What’s silly to me is the gun show promoters that will take money from anyone selling anything. People selling Scentsy, Herbalife, leggings, and whatever other multi-level pyramid scheme crap is hot these days. Why waste the booth space? I paid ten bucks to look at guns, not sniff candles.
The Prices
At a gun show I went to recently, I was looking for an LCP 2 Literack .22LR. It looks like a fun gun, and they tend to be cheap. I wandered from booth to booth and found various LCP 2s selling for MSRP or above. Not for me.
Gun shows aren’t the place to find deals any more. They’re the place to target potential new gun owners and have them purchase firearms and ammo at well above market prices. The vendors price their wares accordingly.
Just for fun, I whipped out my phone and went to the website of one of the vendors. Their prices were at least 20% cheaper online and in their shop than hey were at the gun show. they shrugged.
Ammo is hilariously overpriced, and even common calibers like 5.56 were selling for a buck a round. Nope.

To be clear, sell your wares for whatever you want. Value is derived by the market, and I believe in capitalism. But that doesn’t mean I don’t miss finding an occasional good deal at a gun show.
The Crap
Do you want to buy a quality optic or light? Don’t go to a gun show. There you’ll likely find nothing but piles of Chinesium. When the most-seen brand of anything for sale is OLight, then you know you’ve reached the bottom of the trash heap.
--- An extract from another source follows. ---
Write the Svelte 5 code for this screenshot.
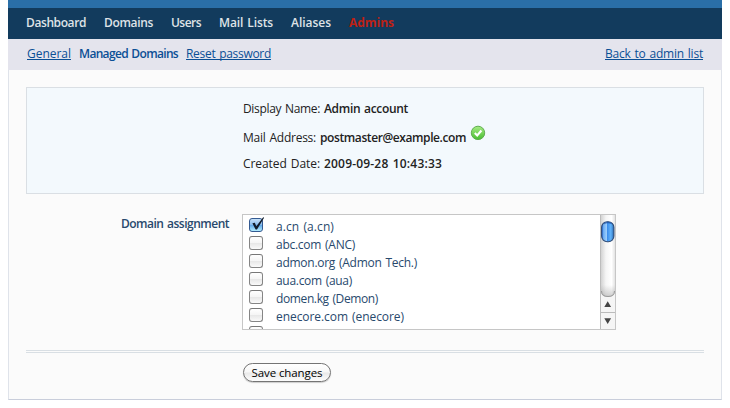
<script>
  const tabs = [
    { name: 'Dashboard', width: 60 },
    { name: 'Domains', width: 49 },
    { name: 'Users', width: 30 },
    { name: 'Mail Lists', width: 54 },
    { name: 'Aliases', width: 40 },
    { name: 'Admins', width: 45, active: true },
  ];

  const domains = [
    { label: 'a.cn (a.cn)', width: 58, checked: true },
    { label: 'abc.com (ANC)', width: 79 },
    { label: 'admon.org (Admon Tech.)', width: 141 },
    { label: 'aua.com (aua)', width: 76 },
    { label: 'domen.kg (Demon)', width: 102 },
    { label: 'enecore.com (enecore)', width: 128 },
    { label: '', width: 0 },
  ];

  // Spreads the letters of a label evenly over the given width.
  function fit(node, width) {
    const count = node.textContent.length;
    if (!count) return;
    const natural = node.getBoundingClientRect().width;
    node.style.letterSpacing = `${(width - natural) / count}px`;
  }
</script>

<div class="page">
  <div class="strip"></div>
  <nav class="tabs">
    {#each tabs as tab}
      <a href="#tab" class:active={tab.active}><span use:fit={tab.width}>{tab.name}</span></a>
    {/each}
  </nav>
  <div class="subnav">
    <a href="#general"><span use:fit={44}>General</span></a>
    <b><span use:fit={99}>Managed Domains</span></b>
    <a href="#password"><span use:fit={85}>Reset password</span></a>
    <a class="back" href="#list"><span use:fit={98}>Back to admin list</span></a>
  </div>

  <main>
    <section class="info">
      <p><span use:fit={77}>Display Name:</span><b use:fit={84}>Admin account</b></p>
      <p class="mail">
        <span use:fit={73}>Mail Address:</span><b use:fit={146}>postmaster@example.com</b>
        <svg width="16" height="16" viewBox="0 0 16 16">
          <defs>
            <linearGradient id="ok" x1="0" y1="0" x2="0" y2="1">
              <stop offset="0" stop-color="#a6ec83" />
              <stop offset="1" stop-color="#48bd32" />
            </linearGradient>
          </defs>
          <circle cx="8" cy="7.9" r="6.7" fill="url(#ok)" stroke="#5fae50" />
          <path d="M4.8 8l2.4 2.5 4.2-5" fill="none" stroke="#fff" stroke-width="2.1" />
        </svg>
      </p>
      <p class="date"><span use:fit={77}>Created Date:</span><b use:fit={118}>2009-09-28 10:43:33</b></p>
    </section>

    <section class="assign">
      <b class="caption"><span use:fit={108}>Domain assignment</span></b>
      <div class="list">
        <div class="rows">
          {#each domains as domain}
            <div class="row">
              <span class="check" class:on={domain.checked}>
                {#if domain.checked}
                  <svg width="17" height="17" viewBox="0 0 17 17">
                    <path d="M3.4 7.2l2.4-.5 1.5 3.5L14.2 1.2l.9.6L8 13.5H6.6z" fill="#111c2b" />
                  </svg>
                {/if}
              </span>
              <span class="label"><span use:fit={domain.width}>{domain.label}</span></span>
            </div>
          {/each}
        </div>
        <svg class="scroll" width="15" height="114" viewBox="0 0 15 114">
          <defs>
            <linearGradient id="track">
              <stop offset="0" stop-color="#d3d3d3" />
              <stop offset=".35" stop-color="#f5f5f5" />
              <stop offset=".75" stop-color="#fff" />
              <stop offset="1" stop-color="#e3e3e3" />
            </linearGradient>
            <linearGradient id="thumb">
              <stop offset="0" stop-color="#1957c9" />
              <stop offset=".16" stop-color="#6eaef3" />
              <stop offset=".4" stop-color="#9bcdfb" />
              <stop offset=".47" stop-color="#3c8deb" />
              <stop offset=".75" stop-color="#62b4fa" />
              <stop offset="1" stop-color="#2869b4" />
            </linearGradient>
            <linearGradient id="shade" x1="0" y1="0" x2="0" y2="1">
              <stop offset="0" stop-color="#999" stop-opacity="0" />
              <stop offset="1" stop-color="#999" stop-opacity=".5" />
            </linearGradient>
          </defs>
          <rect width="15" height="114" fill="#f5f5f5" />
          <path d="M1 0h14v76q0 6-7 6t-7-6z" fill="url(#track)" />
          <path d="M1 70h14v6q0 6-7 6t-7-6z" fill="url(#shade)" />
          <path d="M1.5 76q0 5.5 6.5 5.5t6.5-5.5" fill="none" stroke="#999" />
          <rect x="1.6" y="6.7" width="12.3" height="20" rx="5.6" fill="url(#thumb)" stroke="#304d78" stroke-width="1.1" />
          <path d="M4 8.6q3.8-2 7.6 0" fill="none" stroke="#15479c" stroke-width="1.5" opacity=".6" />
          <path d="M4.3 92l3.4-5.7 3.4 5.7zM4.3 103.2h6.8l-3.4 5.7z" fill="#444" />
          <path d="M0 97.5h15" stroke="#bbb" />
          <path d="M.5 0v114" stroke="#bdbdbd" />
        </svg>
      </div>
    </section>

    <div class="rule"></div>
    <button type="button"><span use:fit={71}>Save changes</span></button>
  </main>
</div>

<style>
  :global(body) {
    margin: 0;
    background: #fff;
  }
  .page {
    box-sizing: border-box;
    width: 714px;
    height: 400px;
    margin-left: 8px;
    font: 12px/18px 'Open Sans', sans-serif;
    word-spacing: 1px;
    color: #222;
    white-space: nowrap;
  }
  b {
    font-weight: 600;
  }
  .strip {
    height: 8px;
    background: #2a6fa8;
  }
  .tabs,
  .subnav {
    display: flex;
    align-items: center;
    box-sizing: border-box;
    height: 31px;
    padding: 0 19px 2px 18px;
  }
  .tabs {
    gap: 18px;
    background: #123b5d;
  }
  .tabs a {
    color: #dfe3e7;
    font-weight: 600;
    text-decoration: none;
  }
  .tabs a.active {
    color: #bd2115;
    font-weight: 700;
  }
  .subnav {
    gap: 8px;
    padding-left: 19px;
    background: #e4e4ed;
    color: #0b4f95;
  }
  .subnav a {
    color: #0b4f95;
    text-underline-offset: 1px;
    text-decoration-thickness: 1px;
    text-decoration-skip-ink: none;
  }
  .back {
    margin-left: auto;
  }
  main {
    box-sizing: border-box;
    height: 330px;
    padding: 17px 17px 0;
    background: #fbfbfb;
    border: 1px solid #dfe3ea;
    border-top: 0;
    border-bottom-color: #c9cedb;
  }
  .info {
    box-sizing: border-box;
    height: 107px;
    padding: 12px 0 0 216px;
    border: 1px solid #dadfe4;
    background: #f3f9fd;
  }
  p {
    display: flex;
    gap: 4px;
    height: 18px;
    margin: 0;
  }
  .mail {
    margin-top: 11px;
  }
  .mail svg {
    margin-top: -4px;
  }
  .date {
    margin-top: 8px;
  }
  .assign {
    display: flex;
    gap: 13px;
    margin-top: 20px;
    color: #28496d;
  }
  .caption {
    width: 203px;
    padding-top: 1px;
    text-align: right;
  }
  .list {
    display: flex;
    box-sizing: border-box;
    width: 374px;
    height: 116px;
    overflow: hidden;
    border: 1px solid #c6c6c6;
    background: #fff;
  }
  .rows {
    flex: 1;
    padding: 2px 0 0 6px;
  }
  .row {
    display: flex;
    gap: 13px;
    height: 18px;
  }
  .label {
    padding-top: 1px;
  }
  .check {
    box-sizing: border-box;
    width: 14px;
    height: 14px;
    margin-top: 1px;
    border: 1px solid #858585;
    border-top-color: #777;
    border-radius: 3px;
    background: linear-gradient(#fff 0%, #f5f5f5 48%, #e7e7e7 52%, #fafafa 100%);
  }
  .check.on {
    border-color: #345a91;
    background: linear-gradient(#c6e1f9 0%, #8fc0ee 45%, #62a9e8 52%, #b3edff 100%);
  }
  .check svg {
    display: block;
    margin: -3px 0 0 -1px;
  }
  .scroll {
    flex: none;
  }
  .rule {
    height: 1px;
    margin-top: 20px;
    border: solid #d9dfe4;
    border-width: 1px 0;
  }
  button {
    display: flex;
    align-items: center;
    justify-content: center;
    box-sizing: border-box;
    width: 88px;
    height: 19px;
    margin: 10px 0 0 217px;
    padding: 0;
    border: 1px solid #747474;
    border-radius: 10px;
    background: linear-gradient(#fff 0%, #f7f7f7 48%, #e9e9e9 52%, #fcfcfc 100%);
    box-shadow: 0 1px 1px #ccc;
    font: 11.5px/16px 'Open Sans', sans-serif;
    color: #000;
  }
</style>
It’s just tons of poorly made soft goods, nylon holsters, crap-tier optics, and of course, steel armor. I’m sorry, but your floppy one-size nylon holster isn’t the first one ever “designed to be worn with any attire.”
(Almost) Nothing Cool
If you look at the demographics of a gun show, it’s an interesting cross-section. There are gun nerds like me and tons of regular everyday people. People who likely don’t go into any brick-and-mortar gun store other than Bass Pro or Academy.
That’s led to most gun shows being filled with wall-to-wall GLOCKs, SIGs and AR-15s. There’s absolutely nothing wrong with any of those guns, of course, but as you pass your eighth table of polymer frame striker-fired guns, you tend to get bored.
I understand why that is. Those are popular products that sell. They’re in high demand. You’d be a bad businessman not to bust out the black guns.
When I was a kid, it was just gun nerds at the gun show…or it seemed that way. The shows were often chock full of unique and cool firearms. The MILSURP scene was still affordable back then, and the tables were full of old guns from American brands like Colt, Winchester, and Remington.
There seemed to be tons of firearm diversity on those tables. That’s mostly gone now. The occasional MILSURP you’ll see these days is, at best, a $1,200 SKS or a $3,000 M1 Garand.
An Odd Lack of Knowledge
I’m not talking about the customers. Customers don’t have to be experts. In fact, I don’t think the vendors have to be experts, but they should be somewhat knowledgeable.
A Girsan Hi-Power is cool, but it’s not an FN/Browning Hi-Power and it’s not worth the $1,200 you’re asking. When the price tag is clearly listing the manufacturer as something other than what it says on the slide, you are either an idiot or a scam artist.

That’s not all. It seems like plenty of these gun show vendors don’t know a whole lot about what they are selling. People make fun of the typical Fudds, but at least they understand the difference between a .38 Super and .38 Special. Also, I don’t think S&W ever made a .32 ACP version of the Safety Hammerless.
Price tags and descriptors are wrong way too often, and it’s a trend I’ve noticed increasing.
The End of the Gun Show
I mourn the loss of gun shows I knew as a kid. They’re gone and won’t be coming back. The firearm marketplace seems to have changed, and maybe it’s for the better. There are more people who own more guns today and that’s a good thing.
That doesn’t mean I don’t miss the gun shows of my youth. I’m not quite an old man, but I’m starting to feel like one. Get off of my lawn.
I agree with everything you said. It’s sad what gun shows have become. Even here in the Great State of Texas where there are more guns than people, the great gun shows are gone. What you have left is a few booths selling cheap, pink and purple holster and such. It’s really sad.